Türkiye Cumhuriyeti, Osmanlı bürokratları tarafından kuruldu... Bizans'ta da, Osmanlı'da da burjuvazinin nüvesini oluşturmaya izin yoktu...Tabii bu toplumsal sakatlık Cumhuriyet'e de taşındı. Bürokrasinin kurduğu bir devletin biçimlediği eğitim "devlete" adam yetiştirir oldu... Çünkü zaten piyasa hiç olmadı. Devlet bürokrasisi kendine itaat edecek, emri yerine getirecek derin ve değişmez bir anlayışı eğitime enjekte etti. Sorgulayan bir beynin devlet bürokrasisinin hiyerarşisi içinde yeri yoktu. O nedenle kendine okullarda okutulanı tekrarlayan ve bir adım bile ötesine geçmeyen, söyleneni yapan vatandaş en makbul vatandaş sayıldı. Piyasa zaten olmadığından girişimci, sorgulayan, düşünen, mesleğinde iddialı kuşaklara da ihtiyaç duyulmadı.

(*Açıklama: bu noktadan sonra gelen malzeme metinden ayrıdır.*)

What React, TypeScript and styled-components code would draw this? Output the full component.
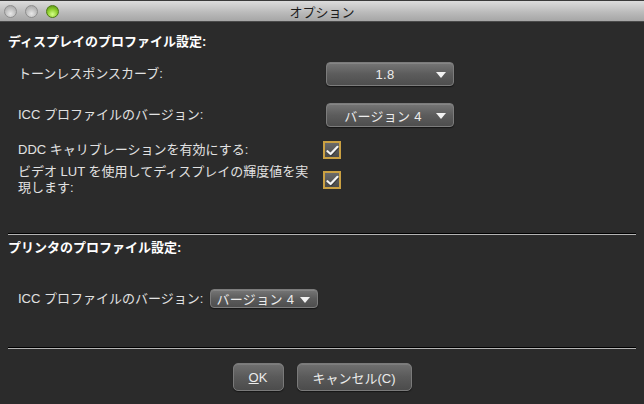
import React from 'react';
import styled, { createGlobalStyle, css } from 'styled-components';

const GlobalStyle = createGlobalStyle`
  html, body {
    margin: 0;
    padding: 0;
    background: #2b2b2b;
  }
  body {
    font-family: 'Liberation Sans', 'Noto Sans CJK JP', sans-serif;
    font-size: 13px;
    color: #e4e4e4;
  }
`;

const Window = styled.div`
  width: 644px;
  height: 404px;
  background: #2b2b2b;
  overflow: hidden;
  display: flex;
  flex-direction: column;
`;

const TitleBar = styled.div`
  height: 22px;
  box-sizing: border-box;
  border-top: 1px solid #3a3a3a;
  border-bottom: 1px solid #4a4a4a;
  background: linear-gradient(#dcdcdc, #b9b9b9 60%, #a6a6a6);
  display: flex;
  align-items: center;
  position: relative;
`;

const Lights = styled.div`
  display: flex;
  gap: 8px;
  padding-left: 4px;
`;

const Light = styled.span<{ $active?: boolean }>`
  width: 13px;
  height: 13px;
  border-radius: 50%;
  box-sizing: border-box;
  border: 1px solid #8e8e8e;
  background: radial-gradient(circle at 50% 70%, #e8e8e8, #bdbdbd 55%, #a0a0a0);
  ${({ $active }) =>
    $active &&
    css`
      border-color: #4d7a14;
      background: radial-gradient(circle at 50% 75%, #d6ff8a, #8fcf2e 50%, #4f8a0f);
    `}
`;

const Title = styled.div`
  position: absolute;
  left: 0;
  right: 0;
  text-align: center;
  color: #1c1c1c;
  font-size: 13px;
  pointer-events: none;
`;

const Content = styled.div`
  padding: 0 8px;
  display: flex;
  flex-direction: column;
`;

const SectionTitle = styled.div<{ $top: number }>`
  margin-top: ${({ $top }) => $top}px;
  line-height: 16px;
  font-weight: bold;
  color: #ffffff;
`;

const FormRow = styled.div<{ $top: number; $height: number }>`
  margin-top: ${({ $top }) => $top}px;
  height: ${({ $height }) => $height}px;
  padding-left: 10px;
  display: grid;
  grid-template-columns: 305px auto;
  align-items: center;
`;

const InlineRow = styled.div<{ $top: number }>`
  margin-top: ${({ $top }) => $top}px;
  height: 19px;
  padding-left: 10px;
  display: flex;
  align-items: center;
  gap: 7px;
`;

const Label = styled.div`
  line-height: 16px;
  color: #e2e2e2;
`;

const Select = styled.div<{ $width: number; $height: number; $offset?: number; $pad?: number }>`
  width: ${({ $width }) => $width}px;
  height: ${({ $height }) => $height}px;
  margin-left: ${({ $offset }) => $offset || 0}px;
  padding-right: ${({ $pad }) => $pad || 10}px;
  box-sizing: border-box;
  border: 1px solid #7c7c7c;
  border-radius: 4px;
  background: linear-gradient(#767676, #5c5c5c 50%, #4e4e4e);
  box-shadow: inset 0 1px 0 rgba(255, 255, 255, 0.12), 0 1px 1px rgba(0, 0, 0, 0.5);
  color: #ececec;
  display: flex;
  align-items: center;
  position: relative;
`;

const SelectText = styled.span`
  flex: 1;
  text-align: center;
  letter-spacing: 0.3px;
`;

const Arrow = styled.span`
  position: absolute;
  right: 7px;
  top: 50%;
  margin-top: -2px;
  width: 0;
  height: 0;
  border-left: 5px solid transparent;
  border-right: 5px solid transparent;
  border-top: 6px solid #f2f2f2;
`;

const CheckBox = styled.span`
  width: 18px;
  height: 18px;
  box-sizing: border-box;
  border: 2px solid #caa042;
  background: linear-gradient(#6a6a6a, #4a4a4a);
  display: flex;
  align-items: center;
  justify-content: center;
`;

const Separator = styled.div<{ $top: number }>`
  margin-top: ${({ $top }) => $top}px;
  height: 0;
  border-top: 1px solid #000;
  border-bottom: 1px solid #b4b4b4;
`;

const ButtonRow = styled.div`
  margin-top: 14px;
  display: flex;
  justify-content: center;
  gap: 13px;
`;

const Button = styled.button<{ $width: number }>`
  width: ${({ $width }) => $width}px;
  height: 28px;
  border: 1px solid #7a7a7a;
  border-radius: 5px;
  background: linear-gradient(#707070, #5a5a5a 50%, #4c4c4c);
  box-shadow: inset 0 1px 0 rgba(255, 255, 255, 0.1), 0 1px 1px rgba(0, 0, 0, 0.5);
  color: #ececec;
  font-family: inherit;
  font-size: 13px;
  padding: 0;
`;

const Check = () => (
  <svg width="13" height="11" viewBox="0 0 13 11">
    <path d="M1.5 6.2 L4.6 9 L11.5 1.8" fill="none" stroke="#1e1e1e" strokeOpacity="0.5" strokeWidth="2.6" strokeLinecap="round" strokeLinejoin="round" transform="translate(0.6 0.8)" />
    <path d="M1.5 6.2 L4.6 9 L11.5 1.8" fill="none" stroke="#f4f4f4" strokeWidth="2.2" strokeLinecap="round" strokeLinejoin="round" />
  </svg>
);

export default function App() {
  return (
    <Window>
      <GlobalStyle />
      <TitleBar>
        <Lights>
          <Light />
          <Light />
          <Light $active />
        </Lights>
        <Title>オプション</Title>
      </TitleBar>
      <Content>
        <SectionTitle $top={12}>ディスプレイのプロファイル設定:</SectionTitle>
        <FormRow $top={12} $height={24}>
          <Label>トーンレスポンスカーブ:</Label>
          <Select $width={128} $height={24} $offset={3}>
            <SelectText>1.8</SelectText>
            <Arrow />
          </Select>
        </FormRow>
        <FormRow $top={17} $height={24}>
          <Label>ICC プロファイルのバージョン:</Label>
          <Select $width={128} $height={24} $offset={3} $pad={14}>
            <SelectText>バージョン 4</SelectText>
            <Arrow />
          </Select>
        </FormRow>
        <FormRow $top={14} $height={18}>
          <Label>DDC キャリブレーションを有効にする:</Label>
          <CheckBox>
            <Check />
          </CheckBox>
        </FormRow>
        <FormRow $top={5} $height={32}>
          <Label>
            ビデオ LUT を使用してディスプレイの輝度値を実
            <br />
            現します:
          </Label>
          <CheckBox>
            <Check />
          </CheckBox>
        </FormRow>
        <Separator $top={37} />
        <SectionTitle $top={5}>プリンタのプロファイル設定:</SectionTitle>
        <InlineRow $top={33}>
          <Label>ICC プロファイルのバージョン:</Label>
          <Select $width={108} $height={19} $pad={18}>
            <SelectText>バージョン 4</SelectText>
            <Arrow />
          </Select>
        </InlineRow>
        <Separator $top={39} />
        <ButtonRow>
          <Button $width={51}>
            <u>O</u>K
          </Button>
          <Button $width={115}>キャンセル(C)</Button>
        </ButtonRow>
      </Content>
    </Window>
  );
}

Fizikçiden çok albayın, matematikçiden çok generalin, bilimciden çok inanç önderlerinin adının geçmesi de bu yüzden... Her şeyi devletin belirlediği bir toplumda, doğanın sırlarını çözenler değil, devlette güç sahibi olanlar önemlidir. Bu, bugün de böyle, kamunun maaş çizelgeleri durumun hiçbir zaman değişmediğini gösteriyor. Osmanlı, zenginliğini üretimden değil, fütuhattan sağlardı. Hazine sıkıştıkça fetihlere gidilirdi. Ele geçirilen yerlerde herkes vergiye bağlanır, ekonomik durum geçici olarak rahatlatılırdı. Mali imparatorluğun tabii ki generallere ihtiyacı olur, evrenin işleyişini çözen fizikçilere değil...
İşin vahim tarafı, 2005 yılı itibariyle, dünya çok daha başka bir noktadayken, bizlerin hala İkinci Dünya Savaşı'nda ormana sığınmış Japon askerlerine benzer çocuklar yetiştirmemiz...Anneler ve babalar eğitim sistemine çocuklarının başarıyla dahil edilmesi için çırpınmasa belki de daha hayırlı olur. Çünkü çocukların gelecekteki başarısı, belki de buralarda beyinlerinin, hünsalaştırılmasından kurtarmaktan geçiyor.